Dans un autre chapitre, le soutien de Paris au plan d’autonomie marocain sur la question du Sahara occidental a fait réagir de Villepin. «Nous aurions dû faire tout cela dans le cadre des Nations unies et en liaison avec l’Algérie.» La tentative de remise en question par la France des accords de 1968, qui octroient un statut particulier aux Algériens, en matière de circulation, de séjour et d’emploi, ainsi que le «froid» qui s’est installé dans les relations entre les deux pays l’ont aussi interpellé. «Je regrette la tentation en France de faire de l’Algérie le bouc émissaire d’un certain nombre de problèmes, notamment en matière d’immigration.

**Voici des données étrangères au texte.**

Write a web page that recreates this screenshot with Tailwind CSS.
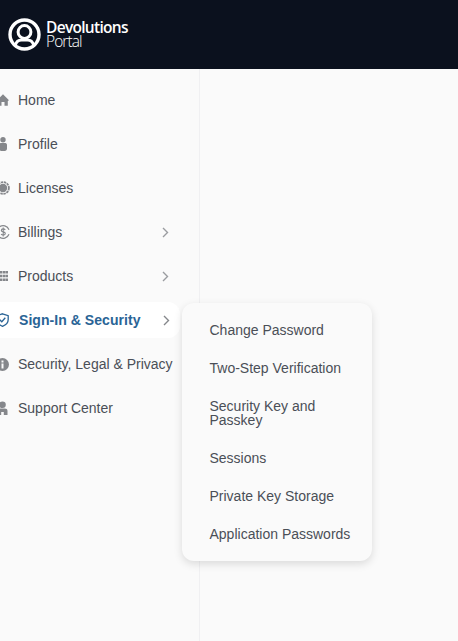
<!DOCTYPE html>
<html lang="en">
<head>
    <meta charset="UTF-8">
    <meta name="viewport" content="width=device-width, initial-scale=1.0">
    <title>Devolutions Portal</title>
    <script src="https://cdn.jsdelivr.net/npm/@tailwindcss/browser@4"></script>
</head>
<body class="h-[641px] overflow-hidden bg-[#fafafa] font-['Liberation_Sans',sans-serif] text-[14px] text-[#4a4f57]">
    <header class="h-[69px] bg-[#0b111e] flex items-center pl-[8px] gap-[6px]">
        <svg class="w-[33px] h-[33px]" viewBox="0 0 33 33" fill="none" stroke="#fff">
            <circle cx="16.500" cy="16.500" r="14.500" stroke-width="3.400"/>
            <circle cx="16.500" cy="14" r="6.400" stroke-width="3"/>
            <path d="M7.500 27c.8-3.500 3.500-5 6-5h6c2.500 0 5.200 1.500 6 5" stroke-width="2.800"/>
        </svg>
        <div class="font-['Open_Sans',sans-serif] text-white leading-[14px] mt-[-1px] ml-[-1px]">
            <div class="text-[15.500px] font-semibold tracking-[-0.7px]">Devolutions</div>
            <div class="text-[15.500px] font-light tracking-[-0.9px]">Portal</div>
        </div>
    </header>

    <div class="relative flex h-[572px]">
        <nav class="w-[200px] h-full border-r border-[#f0f0f2] pt-[9px] overflow-hidden">
            <a class="h-[44px] flex items-center">
                <svg class="w-[12px] h-[12px] ml-[-3px] mr-[9px]" viewBox="0 0 12 12" fill="#85878b"><path d="M6 .3 12 6.200 10.800 7v4.800H7.500V8h-3v3.800H1.200V7L0 6.200z"/></svg>
                <span>Home</span>
            </a>
            <a class="h-[44px] flex items-center">
                <svg class="w-[12px] h-[14px] ml-[-3px] mr-[9px]" viewBox="0 0 12 14" fill="#85878b"><circle cx="6" cy="2.800" r="2.700"/><path d="M2 8c0-1.500 1-2 2.200-2h3.600C9 6 10 6.500 10 8v3.500c0 1.500-1 2.500-2.200 2.500H4.200C3 14 2 13 2 11.500z"/></svg>
                <span>Profile</span>
            </a>
            <a class="h-[44px] flex items-center">
                <svg class="w-[14px] h-[14px] ml-[-4px] mr-[8px]" viewBox="0 0 14 14" fill="none" stroke="#85878b"><circle cx="7" cy="7" r="4.200" fill="#85878b" stroke="none"/><circle cx="7" cy="7" r="5.900" stroke-width="1.800" stroke-dasharray="2.400 .7"/></svg>
                <span>Licenses</span>
            </a>
            <a class="h-[44px] flex items-center">
                <svg class="w-[14px] h-[14px] ml-[-4px] mr-[8px]" viewBox="0 0 14 14" fill="none" stroke="#85878b"><path d="M13 4.700A6.300 6.300 0 1 0 13 9.300" stroke-width="1.200"/><path d="M9.200 5C8.800 4.200 8 3.900 7.200 3.900c-1.100 0-1.900.5-1.900 1.500 0 2 4 1 4 3.100 0 1-.9 1.600-2.100 1.600-.9 0-1.700-.4-2.100-1.100M7.200 2.500v9" stroke-width="1.100"/></svg>
                <span>Billings</span>
                <svg class="w-[8px] h-[11px] ml-auto mr-[30px]" viewBox="0 0 8 11" fill="none" stroke="#9a9ca0" stroke-width="1.400"><path d="M2 1l4.500 4.500L2 10"/></svg>
            </a>
            <a class="h-[44px] flex items-center">
                <svg class="w-[8px] h-[10px] mr-[10px]" viewBox="0 0 8 10" fill="#85878b"><path d="M0 0h2.400v2.600H0zM2.900 0h2.400v2.600H2.900zM5.600 0H8v2.600H5.600zM0 3.700h2.400v2.600H0zM2.900 3.700h2.400v2.600H2.900zM5.600 3.700H8v2.600H5.600zM0 7.400h2.400V10H0zM2.900 7.400h2.400V10H2.900zM5.600 7.400H8V10H5.600z"/></svg>
                <span>Products</span>
                <svg class="w-[8px] h-[11px] ml-auto mr-[30px]" viewBox="0 0 8 11" fill="none" stroke="#9a9ca0" stroke-width="1.400"><path d="M2 1l4.500 4.500L2 10"/></svg>
            </a>
            <a class="h-[36px] my-[4px] w-[180px] bg-white rounded-r-[12px] flex items-center font-bold text-[#2a6496]">
                <svg class="w-[13px] h-[14px] ml-[-4px] mr-[10px]" viewBox="0 0 13 14" fill="none" stroke="#2a6496" stroke-width="1.300"><path d="M6.500 .8 12.200 2.700V6.500c0 3.200-2.400 5.600-5.700 6.800C3.200 12.100.8 9.700.8 6.500V2.700z"/><path d="M3.800 6.800 5.800 8.800 9.300 4.800"/></svg>
                <span class="tracking-[.05px]">Sign-In &amp; Security</span>
                <svg class="w-[8px] h-[11px] ml-auto mr-[10px]" viewBox="0 0 8 11" fill="none" stroke="#85878b" stroke-width="1.400"><path d="M2 1l4.500 4.500L2 10"/></svg>
            </a>
            <a class="h-[44px] flex items-center">
                <svg class="w-[13px] h-[13px] ml-[-4px] mr-[9px]" viewBox="0 0 13 13"><circle cx="6.500" cy="6.500" r="6.500" fill="#85878b"/><path d="M5.500 2.500h2v2h-2zM5.500 5.500h2v5h-2z" fill="#fafafa"/></svg>
                <span class="whitespace-nowrap">Security, Legal &amp; Privacy</span>
            </a>
            <a class="h-[44px] flex items-center">
                <svg class="w-[13px] h-[14px] ml-[-4px] mr-[9px]" viewBox="0 0 13 14" fill="#85878b"><circle cx="6.500" cy="3.700" r="3.300"/><path d="M1.500 14V9.800C1.500 8.300 2.700 7.600 4.200 7.600h4.600c1.500 0 2.700.7 2.700 2.200V14H7.800v-3H5.200v3z"/></svg>
                <span>Support Center</span>
            </a>
        </nav>

        <!-- flyout over the page -->
        <div class="absolute left-[182px] top-[234px] w-[190px] h-[258px] bg-[#fafafa] rounded-[12px] shadow-[0_3px_8px_rgba(0,0,0,0.13)] pt-[8px] pl-[27.500px] pr-[20px] leading-[14px]">
            <div class="h-[38px] flex items-center">Change Password</div>
            <div class="h-[38px] flex items-center">Two-Step Verification</div>
            <div class="h-[52px] flex items-center">Security Key and Passkey</div>
            <div class="h-[38px] flex items-center">Sessions</div>
            <div class="h-[38px] flex items-center">Private Key Storage</div>
            <div class="h-[38px] flex items-center whitespace-nowrap">Application Passwords</div>
        </div>
    </div>
</body>
</html>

L’Algérie n’a pas à porter cela, et nous avons à trouver avec les Algériens des réponses et des solutions.»
Par Hamid Tahri
BIO EXPRESS
Déjà petit, Dominique de Villepin avait le goût de la France, de sa grandeur et de ses héros. Il se dit qu’il rêvait de rendre un jour à son pays quelque «service signalé». Il s’interrogeait sur les grands hommes qui ont laissé leur empreinte dans cet Hexagone, si divers, si volubile, si fragile. Dominique a été séduit par la vie de Napoléon et il en a fait un livre intitulé Les Cent jours, ou l’esprit du sacrifice. Un gros questionnement sur le goût du risque. Cet ouvrage trône dans sa bibliothèque aux côtés de plus d’une vingtaine d’autres de sa signature. Né le 14 novembre 1953 à Rabat, il y a fait ses premières études. Obtient le bac à 16 ans. Issu d’une famille savante, riche en universitaires. Diplomate et avocat, proche de Chirac, il a été ministre des Affaires étrangères, secrétaire général de l’Elysée, ministre de l’Intérieur, Premier ministre et ambassadeur. Passe la majeure partie de sa vie en Afrique, aux Etats-Unis, au Venezuela et en Côte d’Ivoire. Marié, il est père de 3 enfants.